The following map shows the Asotin County PUD service area and the three Commissioner Districts into which it is divided:
Asotin County PUD - Commissioner District Map
In 1994 the Asotin County PUD entered the electrical business by purchasing three (3) miles of underground electrical distribution lines from Clearwater Power Company. This distribution line serves the PUD’s only electrical customer, Quail Ridge Golf Course.
Entrance into the electrical business immediately qualified the PUD for low cost power from the Bonneville Power Administration. After several of years of negotiation, the PUD signed an agreement with Avista Utilities which provided for the transfer of energy from the Bonneville system over Avista lines to the PUD’s water production facilities.
This agreement has resulted in an average electrical savings of $100,000 per year based on past and current electrical rates. This energy savings translates into lower water rates for our customers.
In October of 2001 the PUD became the newest member of Energy Northwest, which operates the Columbia Generating Station Nuclear power plant and several other energy production facilities. This membership has given the PUD a voice in public power issues and will provide us another means in the future of securing low cost power for our water production facilities.
On January 1, 2010, the PUD assumed ownership of Asotin County’s Sanitary Sewer System.
On several occasions Asotin County had approached the PUD about assumption of their sewer system.
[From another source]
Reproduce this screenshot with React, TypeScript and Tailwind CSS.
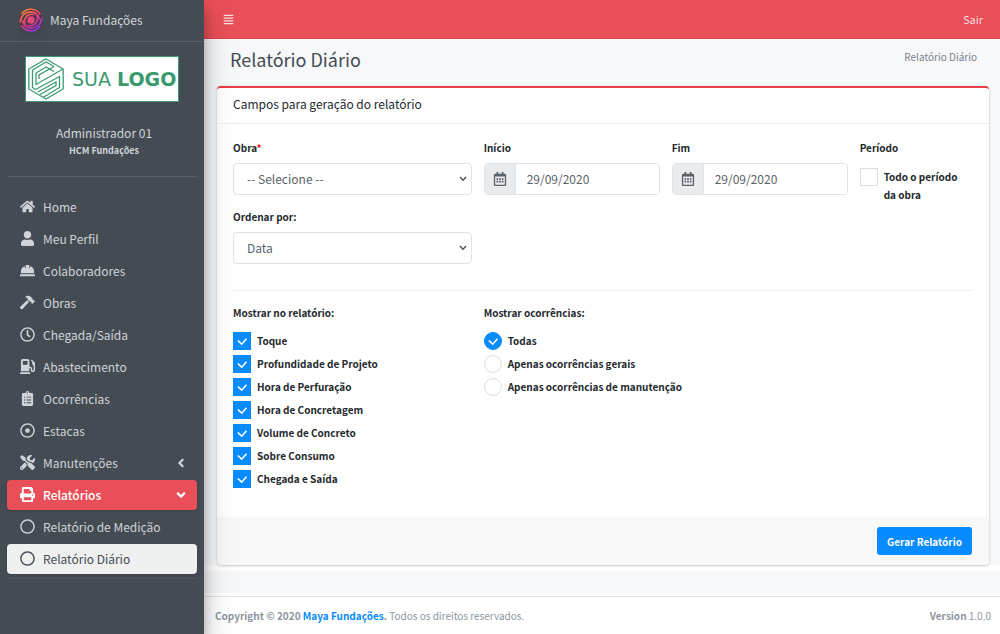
import { useState } from 'react';
import type { ReactNode } from 'react';
import type { IconType } from 'react-icons';
import {
  FaHome,
  FaUser,
  FaHardHat,
  FaHammer,
  FaRegClock,
  FaGasPump,
  FaClipboardList,
  FaRegDotCircle,
  FaTools,
  FaPrint,
  FaRegCircle,
  FaAngleLeft,
  FaAngleDown,
  FaAlignJustify,
  FaRegCalendarAlt,
} from 'react-icons/fa';

type NavItem = { label: string; icon: IconType; state?: 'open' | 'current'; arrow?: IconType };

const navItems: NavItem[] = [
  { label: 'Home', icon: FaHome },
  { label: 'Meu Perfil', icon: FaUser },
  { label: 'Colaboradores', icon: FaHardHat },
  { label: 'Obras', icon: FaHammer },
  { label: 'Chegada/Saída', icon: FaRegClock },
  { label: 'Abastecimento', icon: FaGasPump },
  { label: 'Ocorrências', icon: FaClipboardList },
  { label: 'Estacas', icon: FaRegDotCircle },
  { label: 'Manutenções', icon: FaTools, arrow: FaAngleLeft },
  { label: 'Relatórios', icon: FaPrint, state: 'open', arrow: FaAngleDown },
  { label: 'Relatório de Medição', icon: FaRegCircle },
  { label: 'Relatório Diário', icon: FaRegCircle, state: 'current' },
];

const reportFields = [
  'Toque',
  'Profundidade de Projeto',
  'Hora de Perfuração',
  'Hora de Concretagem',
  'Volume de Concreto',
  'Sobre Consumo',
  'Chegada e Saída',
];

const occurrenceOptions = ['Todas', 'Apenas ocorrências gerais', 'Apenas ocorrências de manutenção'];

function BrandMark() {
  return (
    <svg viewBox="0 0 24 24" className="size-6 rounded-full shadow-lg" fill="none" strokeLinecap="round">
      <defs>
        <linearGradient id="swirl" x1="4" y1="2" x2="18" y2="23" gradientUnits="userSpaceOnUse">
          <stop offset="0" stopColor="#f08a2c" />
          <stop offset="0.5" stopColor="#e23d7c" />
          <stop offset="1" stopColor="#8a35e8" />
        </linearGradient>
      </defs>
      <circle cx="12" cy="12" r="12" fill="#4a3547" />
      <g stroke="url(#swirl)" strokeWidth="1.7">
        <path d="M3 5.500A11 11 0 0 1 21 6" />
        <path d="M21 18.500A11 11 0 0 1 3 18" />
        <path d="M1.300 14A10.500 10.500 0 0 1 12 3.800 8.500 8.500 0 0 1 20.300 11" />
        <path d="M22.700 10A10.500 10.500 0 0 1 12 20.200 8.500 8.500 0 0 1 3.700 13" />
        <path d="M6 16A7.300 7.300 0 0 1 15 6.500" />
        <path d="M18 8A7.300 7.300 0 0 1 9 17.500" />
      </g>
      <circle cx="12" cy="12" r="3.800" fill="#e8467a" />
    </svg>
  );
}

function CompanyLogo() {
  return (
    <div className="flex h-[46px] w-[154px] items-center border border-[#3a9a6e] bg-white pl-[2px] text-[#3a9a6e]">
      <svg viewBox="0 0 36 42" className="h-[42px] w-9 shrink-0" fill="none" stroke="currentColor" strokeWidth="1.300">
        <path d="M18 1 35.200 11V31L18 41 .8 31V11Z" />
        <path d="M35 11 8 26.500V15L18 9 26 13.500" />
        <path d="M26 8.500 18 4 4.500 12V29.500L7.500 31.500" />
        <path d="M26 8.500 11 17V21" />
        <path d="M7.500 31.500 31.500 18.500V29.500L15 39.500" />
        <path d="M10 34 28 24V27.500L12 36.500" />
      </svg>
      <span className="ml-2 whitespace-nowrap font-['DejaVu_Sans',sans-serif] text-[19px] leading-none">
        SUA <b>LOGO</b>
      </span>
    </div>
  );
}

function Sidebar() {
  return (
    <aside className="relative z-10 w-[204px] shrink-0 bg-[#444b52] text-[#d0d4da] shadow-[0_14px_28px_rgba(0,0,0,0.25),0_10px_10px_rgba(0,0,0,0.22)]">
      <a
        href="#"
        className="flex h-[42px] items-center gap-[7px] border-b border-[#59616a] pb-[2px] pl-[19px] text-[12px]"
      >
        <BrandMark />
        Maya Fundações
      </a>
      <div className="px-[7px]">
        <div className="flex h-[135px] flex-col items-center border-b border-[#59616a] pt-[14px]">
          <CompanyLogo />
          <div className="mt-[22px] pl-1 text-center">
            <div className="text-[12px] leading-[18px]">Administrador 01</div>
            <div className="text-[9px] leading-[17px] font-bold">HCM Fundações</div>
          </div>
        </div>
        <nav className="mt-[15px] flex flex-col gap-[2px] border-b border-[#4f5860] pb-1 text-[12px]">
          {navItems.map(({ label, icon: Icon, state, arrow: Arrow }) => (
            <a
              key={label}
              href="#"
              className={
                'flex h-[30px] items-center rounded pr-[9px] pb-px pl-[13px] ' +
                (state === 'open'
                  ? 'bg-[#e94f58] font-medium text-white shadow'
                  : state === 'current'
                    ? 'bg-[#eff0f0] text-[#444b52] shadow'
                    : '')
              }
            >
              <Icon className="size-[15px] shrink-0" />
              <span className="ml-2 flex-1">{label}</span>
              {Arrow && <Arrow className="size-[14px] shrink-0" />}
            </a>
          ))}
        </nav>
      </div>
    </aside>
  );
}

function FieldLabel({ htmlFor, children }: { htmlFor: string; children: ReactNode }) {
  return (
    <label htmlFor={htmlFor} className="mb-[6px] block text-[10px] leading-[18px] font-bold">
      {children}
    </label>
  );
}

function SelectField({ id, label, options }: { id: string; label: ReactNode; options: string[] }) {
  return (
    <div className="col-span-4">
      <FieldLabel htmlFor={id}>{label}</FieldLabel>
      <div className="grid items-center">
        <select
          id={id}
          className="col-start-1 row-start-1 h-8 w-full appearance-none rounded border border-[#dfe3e8] bg-white px-[13px] pb-px text-[12px] text-[#5a626a]"
        >
          {options.map((option) => (
            <option key={option}>{option}</option>
          ))}
        </select>
        <svg
          viewBox="0 0 8 6"
          className="pointer-events-none col-start-1 row-start-1 mr-[5px] h-[6px] w-2 justify-self-end"
          fill="none"
          stroke="#4a5056"
          strokeWidth="1.400"
        >
          <path d="M1 1 4 4.300 7 1" />
        </svg>
      </div>
    </div>
  );
}

function DateField({ id, label }: { id: string; label: string }) {
  return (
    <div className="col-span-3">
      <FieldLabel htmlFor={id}>{label}</FieldLabel>
      <div className="flex h-8 overflow-hidden rounded border border-[#dfe3e8]">
        <span className="flex w-[31px] shrink-0 items-center justify-center border-r border-[#dfe3e8] bg-[#e9ecef] text-[#5a626a]">
          <FaRegCalendarAlt className="size-[14px]" />
        </span>
        <input
          id={id}
          type="text"
          defaultValue="29/09/2020"
          className="w-full min-w-0 bg-white px-[11px] pb-px text-[12px] text-[#5a626a]"
        />
      </div>
    </div>
  );
}

type ChoiceProps = {
  type: 'checkbox' | 'radio';
  name: string;
  label: string;
  checked: boolean;
  onChange: () => void;
};

function Choice({ type, name, label, checked, onChange }: ChoiceProps) {
  return (
    <label className="flex items-start gap-[6px] text-[10px] leading-[18px] font-bold">
      <span className="grid shrink-0">
        <input
          type={type}
          name={name}
          checked={checked}
          onChange={onChange}
          className={
            'peer col-start-1 row-start-1 size-[18px] appearance-none border border-[#dededc] bg-white checked:border-[#078bff] checked:bg-[#078bff] ' +
            (type === 'radio' ? 'rounded-full' : '')
          }
        />
        <svg
          viewBox="0 0 18 18"
          className="pointer-events-none col-start-1 row-start-1 hidden size-[18px] peer-checked:block"
          fill="none"
          stroke="white"
          strokeWidth="1.600"
        >
          <path d="M4.800 8.500 8.700 12.200 13.500 6.800" />
        </svg>
      </span>
      <span>{label}</span>
    </label>
  );
}

export default function App() {
  const [wholePeriod, setWholePeriod] = useState(false);
  const [shown, setShown] = useState<string[]>(reportFields);
  const [occurrence, setOccurrence] = useState(occurrenceOptions[0]);

  const toggle = (field: string) =>
    setShown((list) => (list.includes(field) ? list.filter((f) => f !== field) : [...list, field]));

  return (
    <div className="flex min-h-screen bg-[#f6f8fa] font-['Noto_Sans_CJK_SC',sans-serif] text-[#24292e]">
      <Sidebar />
      <div className="flex min-w-0 flex-1 flex-col">
        <header className="flex h-[39px] items-center justify-between border-b border-[#dc4650] bg-[#e94f58] pr-[17px] pl-[19px] text-[11px] text-[#fbdcde]">
          <button type="button" aria-label="Menu">
            <FaAlignJustify className="size-[11px]" />
          </button>
          <a href="#">Sair</a>
        </header>

        <main className="flex-1">
          <div className="flex h-[47px] items-start justify-between pt-[7px] pr-[23px] pl-[26px]">
            <h1 className="text-[18px] leading-[26px] text-[#444c53]">Relatório Diário</h1>
            <span className="text-[10px] leading-[22px] text-[#7a848d]">Relatório Diário</span>
          </div>

          <form
            className="relative mr-[11px] ml-[13px] rounded border-t-2 border-[#ea3e48] bg-white shadow-[0_0_1px_rgba(0,0,0,0.2),0_1px_3px_rgba(0,0,0,0.2)]"
            onSubmit={(e) => e.preventDefault()}
          >
            <h2 className="border-b border-[#eeeff0] px-4 pt-[7px] pb-[10px] text-[12px] leading-[18px]">
              Campos para geração do relatório
            </h2>

            <div className="px-4 pt-[15px] pb-[29px]">
              <div className="grid grid-cols-12 gap-x-3 gap-y-1">
                <SelectField
                  id="obra"
                  label={
                    <>
                      Obra<span className="text-[#ff1a1a]">*</span>
                    </>
                  }
                  options={['-- Selecione --']}
                />
                <DateField id="inicio" label="Início" />
                <DateField id="fim" label="Fim" />
                <fieldset className="col-span-2 pr-3">
                  <legend className="mb-[11px] text-[10px] leading-[18px] font-bold">Período</legend>
                  <Choice
                    type="checkbox"
                    name="periodo"
                    label="Todo o período da obra"
                    checked={wholePeriod}
                    onChange={() => setWholePeriod(!wholePeriod)}
                  />
                </fieldset>
                <SelectField id="ordem" label="Ordenar por:" options={['Data']} />
              </div>

              <hr className="mt-[26px] mb-[13px] border-[#eeeff0]" />

              <div className="grid grid-cols-12 gap-x-3">
                <fieldset className="col-span-4">
                  <legend className="mb-[10px] text-[10px] leading-[18px] font-bold">Mostrar no relatório:</legend>
                  <div className="flex flex-col gap-[5px]">
                    {reportFields.map((field) => (
                      <Choice
                        key={field}
                        type="checkbox"
                        name="campos"
                        label={field}
                        checked={shown.includes(field)}
                        onChange={() => toggle(field)}
                      />
                    ))}
                  </div>
                </fieldset>
                <fieldset className="col-span-8">
                  <legend className="mb-[10px] text-[10px] leading-[18px] font-bold">Mostrar ocorrências:</legend>
                  <div className="flex flex-col gap-[5px]">
                    {occurrenceOptions.map((option) => (
                      <Choice
                        key={option}
                        type="radio"
                        name="ocorrencias"
                        label={option}
                        checked={occurrence === option}
                        onChange={() => setOccurrence(option)}
                      />
                    ))}
                  </div>
                </fieldset>
              </div>
            </div>

            <div className="flex justify-end rounded-b bg-[#f8f8f8] px-[17px] py-[10px]">
              <button
                type="submit"
                className="h-7 rounded-[3px] bg-[#078bff] px-[10px] text-[10px] font-bold text-white"
              >
                Gerar Relatório
              </button>
            </div>
          </form>
          <div className="h-[5px] bg-white" />
        </main>

        <div className="h-[3px] bg-white" />
        <footer className="flex h-[38px] items-center justify-between border-t border-[#e3e6ea] bg-white pr-[9px] pl-[11px] text-[10px] text-[#8d969e]">
          <span>
            <b>
              Copyright © 2020{' '}
              <a href="#" className="text-[#078bff]">
                Maya Fundações
              </a>
              .
            </b>{' '}
            Todos os direitos reservados.
          </span>
          <span>
            <b>Version</b> 1.0.0
          </span>
        </footer>
      </div>
    </div>
  );
}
The County’s primary goal was to reduce costs to its customers. The County believed this was best achieved by the PUD operating the system since their sewer customers were also our water customers. The PUD agreed with the County’s position and started the process of assuming ownership of the Wastewater Collection System.
The Wastewater Collection System serves approximately 1,300 connections. Wastewater collected by the PUD is sent to the City of Clarkston Wastewater Treatment Plant for processing. Since taking over the Wastewater Collection System the PUD has added over 8,000 feet of sewer mainline that will serve an additional 225 connections.